PROBLEM TO SOLVE: Identify all lines in the listing that include the word "image", and copy them out.

Collected data entries:

####

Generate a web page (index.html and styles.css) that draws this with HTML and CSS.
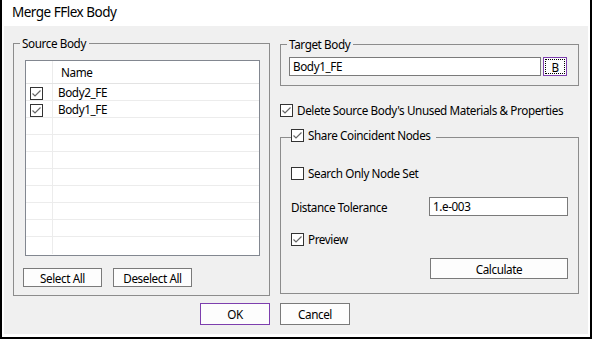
FILE: index.html
```html
<!DOCTYPE html>
<html lang="en">
<head>
    <meta charset="UTF-8">
    <title>Merge FFlex Body</title>
    <link rel="stylesheet" href="styles.css">
</head>
<body>
    <div class="window">
        <div class="titlebar">Merge FFlex Body</div>
        <div class="client">
            <div class="panes">
                <fieldset class="group source">
                    <legend>Source Body</legend>
                    <div class="group-body">
                        <div class="grid">
                            <div class="grid-row head">
                                <div class="cell chk"></div>
                                <div class="cell name">Name</div>
                            </div>
                            <div class="grid-row">
                                <div class="cell chk"><span class="box checked"></span></div>
                                <div class="cell name">Body2_FE</div>
                            </div>
                            <div class="grid-row">
                                <div class="cell chk"><span class="box checked"></span></div>
                                <div class="cell name">Body1_FE</div>
                            </div>
                            <div class="grid-row"><div class="cell chk"></div><div class="cell name"></div></div>
                            <div class="grid-row"><div class="cell chk"></div><div class="cell name"></div></div>
                            <div class="grid-row"><div class="cell chk"></div><div class="cell name"></div></div>
                            <div class="grid-row"><div class="cell chk"></div><div class="cell name"></div></div>
                            <div class="grid-row"><div class="cell chk"></div><div class="cell name"></div></div>
                            <div class="grid-row"><div class="cell chk"></div><div class="cell name"></div></div>
                            <div class="grid-row"><div class="cell chk"></div><div class="cell name"></div></div>
                            <div class="grid-row last"><div class="cell chk"></div><div class="cell name"></div></div>
                        </div>
                        <div class="button-row">
                            <button class="btn small">Select All</button>
                            <button class="btn small">Deselect All</button>
                        </div>
                    </div>
                </fieldset>

                <div class="right">
                    <fieldset class="group target">
                        <legend>Target Body</legend>
                        <div class="target-body">
                            <div class="textbox wide">Body1_FE</div>
                            <button class="btn browse"><span class="focus">B</span></button>
                        </div>
                    </fieldset>

                    <div class="check delete">
                        <span class="box checked"></span>
                        <span>Delete Source Body's Unused Materials &amp; Properties</span>
                    </div>

                    <fieldset class="group share">
                        <legend>
                            <span class="check">
                                <span class="box checked"></span>
                                <span>Share Coincident Nodes</span>
                            </span>
                        </legend>
                        <div class="share-body">
                            <div class="check">
                                <span class="box"></span>
                                <span>Search Only Node Set</span>
                            </div>
                            <div class="field">
                                <span class="field-label">Distance Tolerance</span>
                                <div class="textbox tol">1.e-003</div>
                            </div>
                            <div class="check">
                                <span class="box checked"></span>
                                <span>Preview</span>
                            </div>
                            <div class="calc-row">
                                <button class="btn calc">Calculate</button>
                            </div>
                        </div>
                    </fieldset>
                </div>
            </div>

            <div class="footer">
                <button class="btn dialog default">OK</button>
                <button class="btn dialog">Cancel</button>
            </div>
        </div>
    </div>
</body>
</html>
```

FILE: styles.css
```css
* {
    box-sizing: border-box;
}
body {
    margin: 0;
    font-family: 'Noto Sans', 'DejaVu Sans', sans-serif;
    font-size: 11.7px;
    letter-spacing: -0.4px;
    color: #000;
    background-color: #fff;
}
.window {
    width: 592px;
    height: 339px;
    background-color: #fff;
    border: 2px solid #000;
    border-top: none;
    padding: 0 2px 3px 2px;
    display: flex;
    flex-direction: column;
}
.titlebar {
    height: 26px;
    line-height: 25px;
    padding-left: 8px;
    font-size: 13.5px;
    letter-spacing: -0.5px;
    color: #000;
}
.client {
    flex: 1;
    background-color: #f0f0f0;
    padding: 10px 0 0 9px;
}
.panes {
    display: flex;
    gap: 10px;
}
.group {
    margin: 0;
    padding: 0;
    border: 1px solid #8c8c8c;
    min-width: 0;
}
.group legend {
    margin-left: 6px;
    padding: 0 3px 0 2px;
    line-height: 14px;
    height: 14px;
    white-space: nowrap;
}

/* source list */
.source {
    width: 257px;
}
.group-body {
    padding: 10px 9px 8px 11px;
}
.grid {
    width: 235px;
    height: 196px;
    border: 1px solid #828790;
    background-color: #fff;
    overflow: hidden;
}
.grid-row {
    display: flex;
    height: 17px;
    border-bottom: 1px solid #ececec;
}
.grid-row.head {
    height: 23px;
    border-bottom: 1px solid #e3e3e3;
}
.grid-row.last {
    border-bottom: none;
}
.cell.chk {
    width: 27px;
    border-right: 1px solid #ececec;
    padding: 3px 0 0 4px;
}
.cell.name {
    flex: 1;
    padding-left: 5px;
    line-height: 16px;
}
.head .cell.name {
    padding-left: 8px;
    line-height: 22px;
}
.button-row {
    display: flex;
    gap: 11px;
    margin: 12px 0 0 -2px;
}

/* buttons */
.btn {
    font-family: inherit;
    font-size: 11.7px;
    letter-spacing: -0.4px;
    color: #000;
    background-color: #fdfdfd;
    border: 1px solid #7a7a7a;
    border-radius: 0;
    padding: 0;
    margin: 0;
}
.btn.small {
    width: 79px;
    height: 19px;
    line-height: 16px;
}
.btn.browse {
    width: 24px;
    height: 19px;
    border-color: #7d3fae;
    padding: 1px;
    display: flex;
}
.btn.browse .focus {
    flex: 1;
    border: 1px dotted #000;
    line-height: 14px;
    text-align: center;
}
.btn.calc {
    width: 138px;
    height: 21px;
}
.btn.dialog {
    width: 70px;
    height: 22px;
}
.btn.default {
    border-color: #7d3fae;
}

/* right column */
.right {
    width: 299px;
    margin-top: 1px;
    display: flex;
    flex-direction: column;
}
.target-body {
    display: flex;
    gap: 2px;
    padding: 6px 0 9px 8px;
}
.textbox {
    height: 19px;
    border: 1px solid #7a7a7a;
    background-color: #fff;
    line-height: 17px;
    padding-left: 3px;
}
.textbox.wide {
    width: 252px;
}
.textbox.tol {
    width: 139px;
}
.check {
    display: flex;
    align-items: center;
    gap: 4px;
    height: 13px;
    line-height: 13px;
    white-space: nowrap;
}
.box {
    width: 13px;
    height: 13px;
    flex: none;
    display: inline-block;
    border: 1px solid #333;
    background-color: #fff;
}
.box.checked {
    background: #fff url("data:image/svg+xml;utf8,<svg xmlns='http://www.w3.org/2000/svg' width='11' height='11'><path d='M1.5 5.5 L4 8 L9.5 2.5' fill='none' stroke='%23666' stroke-width='1.2'/></svg>") no-repeat center;
}
.delete {
    margin-top: 18px;
}
.share {
    margin-top: 12px;
}
.share legend {
    margin-left: 10px;
    padding: 0 5px 0 0;
    height: 16px;
    line-height: 16px;
}
.share legend .check {
    height: 16px;
    align-items: flex-start;
}
.share-body {
    display: flex;
    flex-direction: column;
    padding: 22px 10px 14px 10px;
}
.field {
    display: flex;
    align-items: center;
    justify-content: space-between;
    margin-top: 17px;
    height: 19px;
}
.share-body .field + .check {
    margin-top: 17px;
}
.calc-row {
    display: flex;
    justify-content: flex-end;
    margin-top: 12px;
}

.footer {
    display: flex;
    gap: 10px;
    padding: 7px 0 0 187px;
}
```
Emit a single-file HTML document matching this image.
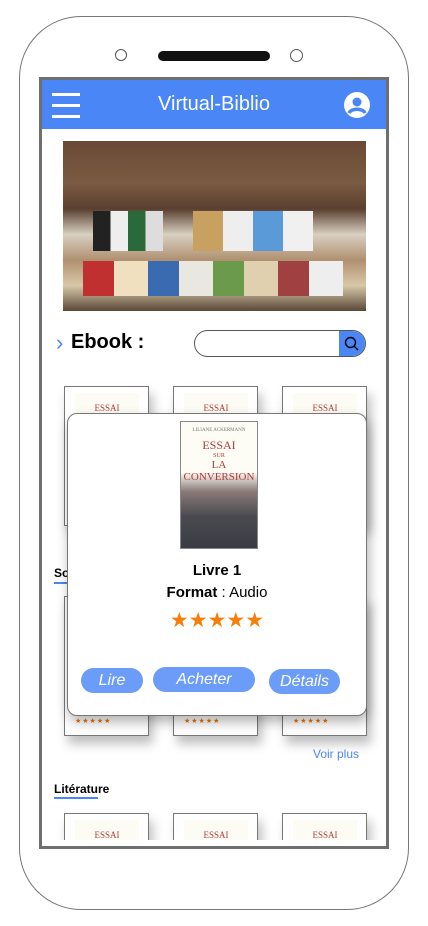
<!DOCTYPE html>
<html><head><meta charset="utf-8"><style>
*{margin:0;padding:0;box-sizing:border-box}
body{width:428px;height:926px;background:#fff;position:relative;overflow:hidden;font-family:"Liberation Sans",sans-serif}
.a{position:absolute}
.phone{left:19px;top:16px;width:390px;height:894px;border:1px solid #777;border-radius:62px}
.screen{left:39px;top:77px;width:350px;height:772px;border:3px solid #6f6f6f;overflow:hidden;background:#fff}
.hdr{left:0;top:0;width:344px;height:49px;background:#4a86f5}
.card{width:85px;height:140px;border:1px solid #777;background:#fff;box-shadow:4px 8px 10px rgba(0,0,0,.25)}
.cv{position:absolute;left:10px;top:6px;width:64px;height:60px;background:#fcfcf4;text-align:center;font-family:"Liberation Serif",serif;color:#b33a3a;font-size:9px;padding-top:10px}
.st{color:#e8750a;font-size:7px;letter-spacing:1px;position:absolute;left:10px;bottom:10px}
.btn{background:#6b9cf7;color:#fff;font-style:italic;font-size:16px;text-align:center;border-radius:13px;height:25px;line-height:25px}
.bk{position:absolute;bottom:0}
</style></head><body>
<div class="a phone"></div>
<div class="a" style="left:115px;top:49px;width:12px;height:12px;border:1px solid #555;border-radius:50%"></div>
<div class="a" style="left:158px;top:51px;width:112px;height:10px;background:#111;border-radius:5px"></div>
<div class="a" style="left:290px;top:49px;width:13px;height:13px;border:1px solid #555;border-radius:50%"></div>
<div class="a screen">
 <div class="a hdr">
  <div class="a" style="left:10px;top:13px;width:28px;height:3px;background:#fff"></div>
  <div class="a" style="left:10px;top:24px;width:28px;height:3px;background:#fff"></div>
  <div class="a" style="left:10px;top:35px;width:28px;height:3px;background:#fff"></div>
  <div class="a" style="left:0;width:344px;top:13px;text-align:center;color:#fff;font-size:20px">Virtual-Biblio</div>
  <svg class="a" style="left:301px;top:11px" width="28" height="28" viewBox="0 0 28 28"><circle cx="14" cy="14" r="13" fill="#fff"/><circle cx="14" cy="11" r="4.5" fill="#4a86f5"/><path d="M6 22c2-5 14-5 16 0" stroke="#4a86f5" stroke-width="3.5" fill="none"/></svg>
 </div>
 <div class="a" style="left:21px;top:61px;width:303px;height:170px;overflow:hidden;background:linear-gradient(180deg,#6a4a35 0%,#7a5a40 25%,#5a4030 40%,#d8d0c0 55%,#b09070 70%,#d8c8a8 85%,#5a4838 100%)">
  <div class="a" style="left:30px;top:70px;width:70px;height:40px;background:linear-gradient(90deg,#222 0 25%,#eee 25% 50%,#2a6a3a 50% 75%,#ddd 75%)"></div>
  <div class="a" style="left:130px;top:70px;width:120px;height:40px;background:linear-gradient(90deg,#c8a060 0 25%,#eee 25% 50%,#5a9ad8 50% 75%,#f0f0f0 75%)"></div>
  <div class="a" style="left:20px;top:120px;width:260px;height:35px;background:linear-gradient(90deg,#c03030 0 12%,#f0e0c0 12% 25%,#3a6ab0 25% 37%,#e8e8e0 37% 50%,#6a9a4a 50% 62%,#e0d0b0 62% 75%,#a04040 75% 87%,#eee 87%)"></div>
 </div>
 <div class="a" style="left:14px;top:250px;color:#4a86f5;font-size:22px">›</div>
 <div class="a" style="left:29px;top:251px;font-size:20px;font-weight:bold">Ebook :</div>
 <div class="a" style="left:152px;top:250px;width:172px;height:27px;border:1px solid #555;border-radius:14px;overflow:hidden"><div class="a" style="right:0;top:0;width:26px;height:27px;background:#4a86f5"></div>
 <svg class="a" style="right:6px;top:5px" width="15" height="15" viewBox="0 0 15 15"><circle cx="6.5" cy="6.5" r="5" stroke="#000" stroke-width="1.4" fill="none"/><path d="M10 10l4 4" stroke="#000" stroke-width="1.4"/></svg></div>
 <div class="a card" style="left:22px;top:306px"><div class="cv">ESSAI</div></div>
 <div class="a card" style="left:131px;top:306px"><div class="cv">ESSAI</div></div>
 <div class="a card" style="left:240px;top:306px"><div class="cv">ESSAI</div></div>
 <div class="a" style="left:12px;top:486px;font-size:12px;font-weight:bold">So</div>
 <div class="a" style="left:12px;top:502px;width:44px;height:2px;background:#4a86f5"></div>
 <div class="a card" style="left:22px;top:516px"><div class="st">★★★★★</div></div>
 <div class="a card" style="left:131px;top:516px"><div class="st">★★★★★</div></div>
 <div class="a card" style="left:240px;top:516px"><div class="st">★★★★★</div></div>
 <div class="a" style="left:271px;top:667px;color:#4a86f5;font-size:12px">Voir plus</div>
 <div class="a" style="left:12px;top:702px;font-size:12px;font-weight:bold">Litérature</div>
 <div class="a" style="left:12px;top:717px;width:44px;height:2px;background:#4a86f5"></div>
 <div class="a card" style="left:22px;top:733px"><div class="cv">ESSAI</div></div>
 <div class="a card" style="left:131px;top:733px"><div class="cv">ESSAI</div></div>
 <div class="a card" style="left:240px;top:733px"><div class="cv">ESSAI</div></div>
 <div class="a" style="left:0;top:760px;width:344px;height:12px;background:#fff"></div>
 <div class="a" style="left:25px;top:333px;width:300px;height:303px;background:#fff;border:1px solid #777;border-radius:10px;box-shadow:2px 6px 12px rgba(0,0,0,.3)">
  <div class="a" style="left:112px;top:7px;width:78px;height:128px;border:1px solid #888;background:linear-gradient(180deg,#fdfdf5 0%,#fdfdf5 40%,#8a7a78 55%,#4a4a50 75%,#3a3c44 100%);text-align:center;font-family:'Liberation Serif',serif;color:#b33a3a">
   <div style="font-size:5px;color:#777;margin-top:6px">LILIANE ACKERMANN</div>
   <div style="font-size:12px;margin-top:5px">ESSAI</div><div style="font-size:6px">SUR</div><div style="font-size:11px">LA CONVERSION</div></div>
  <div class="a" style="left:0;width:298px;top:148px;text-align:center;font-size:15px;font-weight:bold">Livre 1</div>
  <div class="a" style="left:0;width:298px;top:170px;text-align:center;font-size:15px"><b>Format</b> : Audio</div>
  <div class="a" style="left:0;width:298px;top:194px;text-align:center;font-size:21px;color:#f57f0a;letter-spacing:0px">★★★★★</div>
  <div class="a btn" style="left:13px;top:254px;width:62px">Lire</div>
  <div class="a btn" style="left:85px;top:253px;width:102px">Acheter</div>
  <div class="a btn" style="left:201px;top:255px;width:71px">Détails</div>
 </div>
</div>
</body></html>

####

TASK RESULT:
    background: #fff url("data:image/svg+xml;utf8,<svg xmlns='http://www.w3.org/2000/svg' width='11' height='11'><path d='M1.5 5.5 L4 8 L9.5 2.5' fill='none' stroke='%23666' stroke-width='1.2'/></svg>") no-repeat center;
Emit a single-file HTML document matching this image.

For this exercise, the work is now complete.